In contrast to the k-Means algorithm for conventional batch analysis, the data for the Sequential k-Means are not fully available at the time of analysis. Instead, the data points arrive one by one in the form of streaming data. They are therefore processed sequentially and assigned to the corresponding cluster closest to them. This approach results in a number of differences, two of which are particularly relevant to the use of the algorithm as well as the parameter settings.
On the one hand, all data points and thus the value ranges of the individual features are already available at the beginning of a batch analysis, whereas this is not the case with sequential analysis, so that the value ranges are not necessarily fixed in advance. However, it is helpful to know the value ranges of the input channels in advance, even if the actual values only arrive during the course of the analysis. This is particularly important for the initialization of cluster centers. Three different approaches are available for initialization. The center points can be specified in the form of specific values via a parameter array. Alternatively, the center points can be set randomly or equidistantly in a defined range of values. For the initialization modes Random and Equidistant the value ranges are required and have to be set via the parameters Lower Bounds and Upper Bounds for the individual input channels.
On the other hand, in a batch analysis all data points are typically traversed multiple times to update the cluster centers until they change only minimally. This is not possible within the framework of the sequential analysis. However, in order to still be able to adjust the cluster centers and traverse data points multiple times, the algorithm Sequential k-Means has a buffering mechanism referred to as Aggregation Buffer, which makes it possible to store a limited number of values temporarily. When filling the buffer, all incoming data points are assigned to the closest cluster. The distance between a data point and the cluster centers is determined by the Euclidean norm. Only when the buffer is filled are the cluster centers updated based on the newly allocated data points in the buffer. The new cluster center corresponds to the mean value of all data points contained in the cluster. This can be calculated incrementally, so that the old data points are not needed for the calculation. The size of the buffer is set by the parameter Aggregation Buffer Size; the default value is 10. The parameter Max Iterations can be used to specify the number of iterations through the buffer. The default value is one. If the value is set to two, for example, after the first adjustment of the cluster centers the data points in the buffer are reassigned to the clusters and then the cluster centers are adjusted again. Due to the shift in cluster centers, it is possible for individual data points to be assigned to different clusters from one iteration to the next. Due to the limited computing capacity for data processing between two cycles, excessively high values should be avoided for the parameters Aggregation Buffer Size and Max Iterations, otherwise the update of the cluster centers may not be guaranteed. If the cluster centers are not updated for large values for these parameters but are updated for smaller parameter values, this is an indication that the computing capacity is insufficient for the set parameter values and smaller values should be selected.

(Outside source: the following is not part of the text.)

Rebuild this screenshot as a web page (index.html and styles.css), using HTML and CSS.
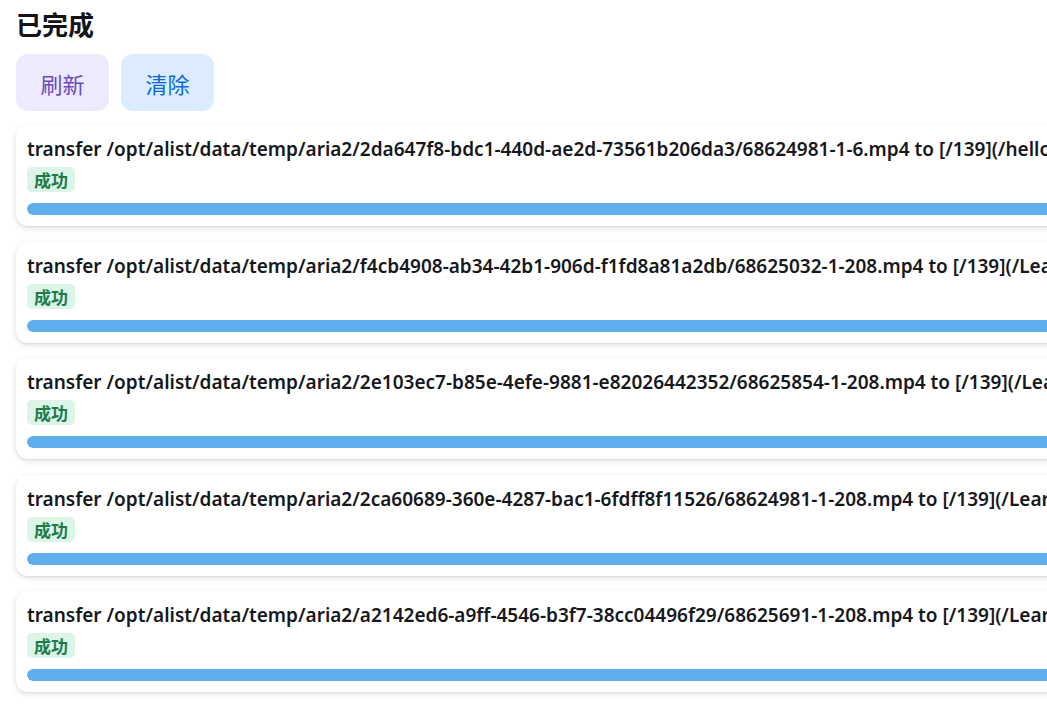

Optionally, a Boolean signal can be selected for the Enable Execution input so that the algorithm is only active if the value of the selected signal is TRUE.
Input values
- Update Cluster Centers: If TRUE, the centers of each cluster are updated by the incoming data. If FALSE, the cluster centers remain unchanged and are only used to determine the cluster index of the incoming data points.
- Input 01, ..., Input 0n: These inputs form the n-dimensional feature space for which clustering is performed.
Configuration options
- Num Channels: Determines the number of input channels.
- Number of Clusters: Defines the number of clusters.
- Aggregation Buffer Size: Specifies the size of the aggregation buffer and thus the number of cycles after which the cluster centers are updated. The input values of these cycles are stored internally (in the aggregation buffer). The default value for this parameter is 10.
- Max Iterations: Specifies how often to iterate over the values in the aggregation buffer. The default value for this parameter is 1.
- Initialization Mode: Specifies the way in which the cluster centers are initialized:
- Random: The cluster centers are set randomly within the limits set by the Lower Bounds and Upper Bounds.
- Equidistant: The cluster centers are distributed equidistantly in the range of values defined by the Lower Bounds and Upper Bounds.
- Values: The cluster centers are initialized with the values set by the array Initial Cluster Centers.
- Initial Cluster Centers: For the initialization mode Values the values for the initial cluster centers are set here. The values for the individual clusters are set line by line. That is, the number of matrix rows corresponds to the Number of Clusters and the number of matrix columns corresponds to the Number of Channels. The first row contains the values for the first cluster for each input channel, and so on.
- Lower Bounds: For the modes Random and Equidistant the lower limits for the individual input channels are set.
- Upper Bound: For the modes Random and Equidistant the upper limits for the individual input channels are set.
Output values
- Cluster Index: Specifies the cluster index assigned to the data point of the last cycle, indicating the corresponding assigned cluster.
- Distance: Specifies the Euclidean distance between the data point and the assigned cluster center.
- Cluster Centers: Outputs the cluster centers of all clusters line by line. This corresponds to a matrix of dimension Number of Clusters x Number of Channels.
Standard HMI Controls
For the Sequential k-Means algorithm, the following HMI controls are available for generating an Analytics Dashboard:
1. The Table Control or Multivalue Control visualizes the output values: Lower Bounds, Upper Bounds and Initial Centers.
Alternatively, customer-specific HMI controls can be mapped in the Sequential k-Means algorithm using the Mapping Wizard.